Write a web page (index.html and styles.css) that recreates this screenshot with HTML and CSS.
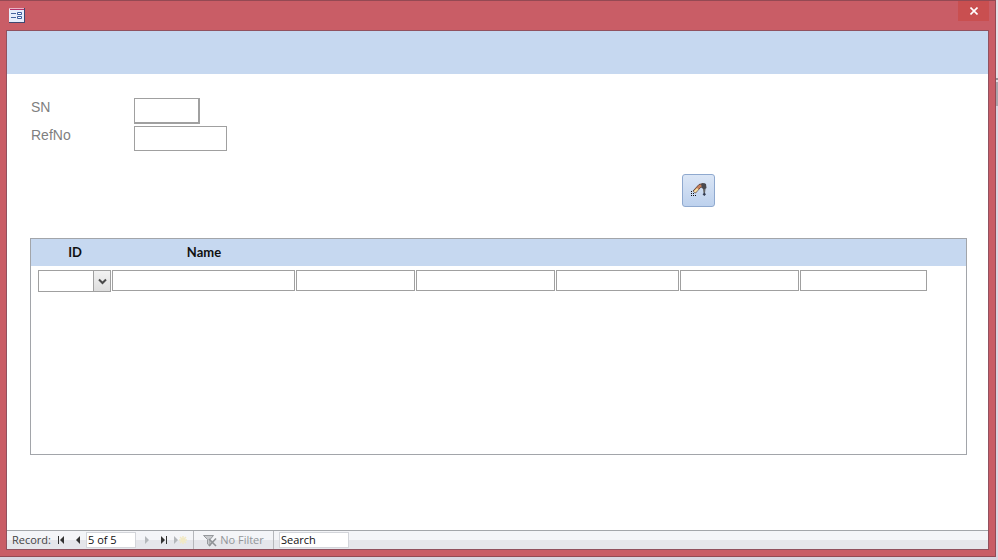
FILE: index.html
```
<!DOCTYPE html>
<html lang="en">
<head>
    <meta charset="UTF-8">
    <meta name="viewport" content="width=device-width, initial-scale=1.0">
    <title>Record Form</title>
    <link rel="stylesheet" href="styles.css">
</head>
<body>
    <div class="window">
        <header class="titlebar">
            <svg class="form-icon" width="16" height="15" viewBox="0 0 16 15" aria-hidden="true">
                <rect x="0" y="0" width="16" height="15" fill="#3e4770"/>
                <rect x="0" y="0" width="15" height="14" fill="#e6edfb"/>
                <rect x="0" y="0" width="15" height="1" fill="#e9b3c6"/>
                <rect x="1" y="1" width="14" height="1" fill="#b3316a"/>
                <path d="M2 5.5h5M2 9.5h5" stroke="#46649f"/>
                <path d="M8.5 4.500h4v2h-4zM8.5 8.5h4v2h-4z" fill="#fff" stroke="#3c5c9e"/>
            </svg>
            <button class="close" type="button" aria-label="Close">
                <svg width="8" height="8" viewBox="0 0 8 8" aria-hidden="true">
                    <path d="M.5.5l7 7M7.5.5l-7 7" stroke="#fff" stroke-width="1.600"/>
                </svg>
            </button>
        </header>
        <main class="client">
            <div class="form-header"></div>
            <form class="detail">
                <div class="fields">
                    <label for="sn">SN</label>
                    <input class="sn" id="sn" type="text">
                    <label for="refno">RefNo</label>
                    <input class="refno" id="refno" type="text">
                </div>
                <div class="tools">
                    <button class="tool" type="button" aria-label="Edit record">
                        <svg width="16" height="15" viewBox="0 0 16 15" aria-hidden="true">
                            <path d="M0 8h1v1H0zM0 10h1v1H0zM2 10h1v1H2zM0 12h1v1H0zM2 12h1v1H2zM4 12h1v1H4z" fill="#111"/>
                            <path d="M2 8L8 1.500l4-1 1 3-3.500 1L4.500 10z" fill="#c98059" stroke="#4b342c" stroke-width=".8"/>
                            <path d="M2.500 8.500L6 5l1.500 1.500-3 3z" fill="#f4dfa0"/>
                            <path d="M10 1l3-1 2 1 .5 4-2.500 2-2-2z" fill="#4a4a50"/>
                            <path d="M12 6h2.500l-.5 4h-1.500z" fill="#666"/>
                            <path d="M13.300 9.500l1.700 1.700-1.700 1.800-1.700-1.800z" fill="#333b50"/>
                        </svg>
                    </button>
                </div>
                <div class="subform">
                    <table>
                        <colgroup>
                            <col class="c-id"><col class="c-name"><col class="c-a"><col class="c-b"><col class="c-c"><col class="c-a"><col class="c-d"><col>
                        </colgroup>
                        <thead>
                            <tr>
                                <th>ID</th>
                                <th>Name</th>
                                <th></th>
                                <th></th>
                                <th></th>
                                <th></th>
                                <th></th>
                                <th></th>
                            </tr>
                        </thead>
                        <tbody>
                            <tr>
                                <td>
                                    <div class="combo">
                                        <select aria-label="ID"><option></option></select>
                                        <span class="arrow">
                                            <svg width="9" height="7" viewBox="0 0 9 7" aria-hidden="true"><path d="M1 1.500l3.500 3.500L8 1.500" fill="none" stroke="#4a4a4a" stroke-width="2"/></svg>
                                        </span>
                                    </div>
                                </td>
                                <td><input type="text" aria-label="Name"></td>
                                <td><input type="text" aria-label="Column 3"></td>
                                <td><input type="text" aria-label="Column 4"></td>
                                <td><input type="text" aria-label="Column 5"></td>
                                <td><input type="text" aria-label="Column 6"></td>
                                <td><input type="text" aria-label="Column 7"></td>
                                <td></td>
                            </tr>
                        </tbody>
                    </table>
                </div>
            </form>
            <footer class="navbar">
                <label for="record">Record:</label>
                <button type="button" aria-label="First record">
                    <svg width="8" height="8" viewBox="0 0 8 8"><path d="M1 0h1v8H1zM7 0v8L3 4z" fill="#333"/></svg>
                </button>
                <button type="button" aria-label="Previous record">
                    <svg width="8" height="8" viewBox="0 0 8 8"><path d="M6 0v8L2 4z" fill="#333"/></svg>
                </button>
                <input class="record" id="record" type="text" value="5 of 5">
                <button type="button" aria-label="Next record" disabled>
                    <svg width="8" height="8" viewBox="0 0 8 8"><path d="M2 0v8l4-4z" fill="#b4b7bb"/></svg>
                </button>
                <button type="button" aria-label="Last record">
                    <svg width="8" height="8" viewBox="0 0 8 8"><path d="M6 0h1v8H6zM1 0v8l4-4z" fill="#333"/></svg>
                </button>
                <button class="new" type="button" aria-label="New record" disabled>
                    <svg width="13" height="8" viewBox="0 0 13 8"><path d="M0 0v8l4-4z" fill="#b4b7bb"/><path d="M9 0v8M5 4h8M6 1l6 6M12 1L6 7" stroke="#f1e9c4" stroke-width="1.500"/></svg>
                </button>
                <button class="filter" type="button" disabled>
                    <svg width="14" height="13" viewBox="0 0 14 13" aria-hidden="true">
                        <path d="M.5 1.500h10L7 5.500V12L4.500 10V5.500z" fill="#c9cbce" stroke="#96999d"/>
                        <path d="M6 5l7 7M13 4.500L6 12" stroke="#8f9296" stroke-width="1.600"/>
                    </svg>
                    No Filter
                </button>
                <input class="search" type="text" value="Search" aria-label="Search">
            </footer>
        </main>
    </div>
</body>
</html>
```
FILE: styles.css
```
* {
    box-sizing: border-box;
}
body {
    display: flex;
    min-height: 100vh;
    margin: 0;
    padding: 0 2px 3px 0;
    font-family: "Open Sans", "Noto Sans", sans-serif;
    font-size: 11px;
    background: linear-gradient(#e4e1e7 78px, #918f97 78px, #918f97 80px, #e4e1e7 80px, #e4e1e7 82px, #aaa5ac 82px, #aaa5ac 106px, #d9d5e0 106px);
}
button,
input,
select {
    margin: 0;
    padding: 0;
    font: inherit;
}
.window {
    display: flex;
    flex: 1;
    flex-direction: column;
    padding: 0 6px 6px 6px;
    background: #c95d66;
    border: 1px solid #944953;
    border-left: 0;
}
.titlebar {
    display: flex;
    justify-content: space-between;
    align-items: flex-start;
    height: 29px;
}
.form-icon {
    margin: 7px 0 0 3px;
}
.close {
    display: flex;
    align-items: center;
    justify-content: center;
    width: 31px;
    height: 20px;
    background: #c94f50;
    border: 0;
}
.client {
    display: flex;
    flex: 1;
    flex-direction: column;
    background: #fff;
    border: 1px solid #91515f;
}
.form-header {
    height: 43px;
    background: #c6d8f0;
}
.detail {
    display: flex;
    flex: 1;
    flex-direction: column;
    padding: 24px 21px 0 23px;
}
.fields {
    display: grid;
    grid-template-columns: 104px 1fr;
    row-gap: 2px;
}
.fields label {
    padding-left: 1px;
    color: #7f7f7f;
    font-family: "Liberation Sans", Arial, sans-serif;
    font-size: 14px;
    line-height: 18px;
}
.fields input {
    height: 26px;
    border: 1px solid #a0a0a0;
}
.fields .sn {
    width: 66px;
    border-right-width: 2px;
    border-bottom-width: 2px;
}
.fields .refno {
    width: 93px;
    height: 25px;
}
.tools {
    display: flex;
    justify-content: flex-end;
    padding: 23px 252px 31px 0;
}
.tool {
    display: flex;
    align-items: center;
    justify-content: center;
    width: 33px;
    height: 33px;
    background: linear-gradient(#dbe6f6, #bdd1ed);
    border: 1px solid #8fa9cf;
    border-radius: 3px;
}
.subform {
    height: 217px;
    border: 1px solid #a2a5aa;
}
table {
    width: 100%;
    table-layout: fixed;
    border-collapse: collapse;
}
.c-id {
    width: 81px;
}
.c-name {
    width: 184px;
}
.c-a {
    width: 120px;
}
.c-b {
    width: 140px;
}
.c-c {
    width: 124px;
}
.c-d {
    width: 128px;
}
th {
    height: 27px;
    padding: 0 0 2px;
    background: #c6d8f0;
    color: #111;
    font-family: Lato, "Open Sans", sans-serif;
    font-size: 13px;
    line-height: 18px;
}
td {
    padding: 4px 1px 0 0;
    vertical-align: top;
}
th:first-child,
td:first-child {
    padding-left: 7px;
}
td input {
    display: block;
    width: 100%;
    height: 21px;
    border: 1px solid #a0a0a0;
}
.combo {
    position: relative;
}
.combo select {
    display: block;
    width: 100%;
    height: 22px;
    appearance: none;
    background: #fff;
    border: 1px solid #a0a0a0;
    border-radius: 0;
}
.arrow {
    position: absolute;
    top: 0;
    right: 0;
    display: flex;
    align-items: center;
    justify-content: center;
    width: 18px;
    height: 22px;
    background: linear-gradient(#f2f2f2, #dedede);
    border: 1px solid #a0a0a0;
    pointer-events: none;
}
.navbar {
    display: flex;
    align-items: center;
    height: 19px;
    padding-left: 5px;
    background: linear-gradient(#f4f5f8 50%, #e5e6eb 50%);
    border-top: 1px solid #a3a6aa;
    color: #444;
    line-height: 18px;
}
.navbar label {
    width: 40px;
}
.navbar button {
    display: flex;
    align-items: center;
    justify-content: center;
    width: 17px;
    height: 18px;
    background: none;
    border: 0;
}
.navbar input {
    height: 16px;
    padding: 0 1px;
    background: #fff;
    border: 1px solid #d3d5da;
    color: #111;
}
.navbar .record {
    width: 50px;
}
.navbar .record + button {
    margin-left: 2px;
}
.navbar .new {
    margin-right: 4px;
}
.navbar .filter {
    gap: 3px;
    width: 81px;
    border: solid #b5b7bb;
    border-width: 0 1px;
    color: #929599;
}
.navbar .search {
    width: 70px;
    margin-left: 5px;
}
```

——

— Directions for this task —
Go through the listing above and list every line that has the word "html".

— Response to this task —
Write a web page (index.html and styles.css) that recreates this screenshot with HTML and CSS.
FILE: index.html
<!DOCTYPE html>
<html lang="en">
</html>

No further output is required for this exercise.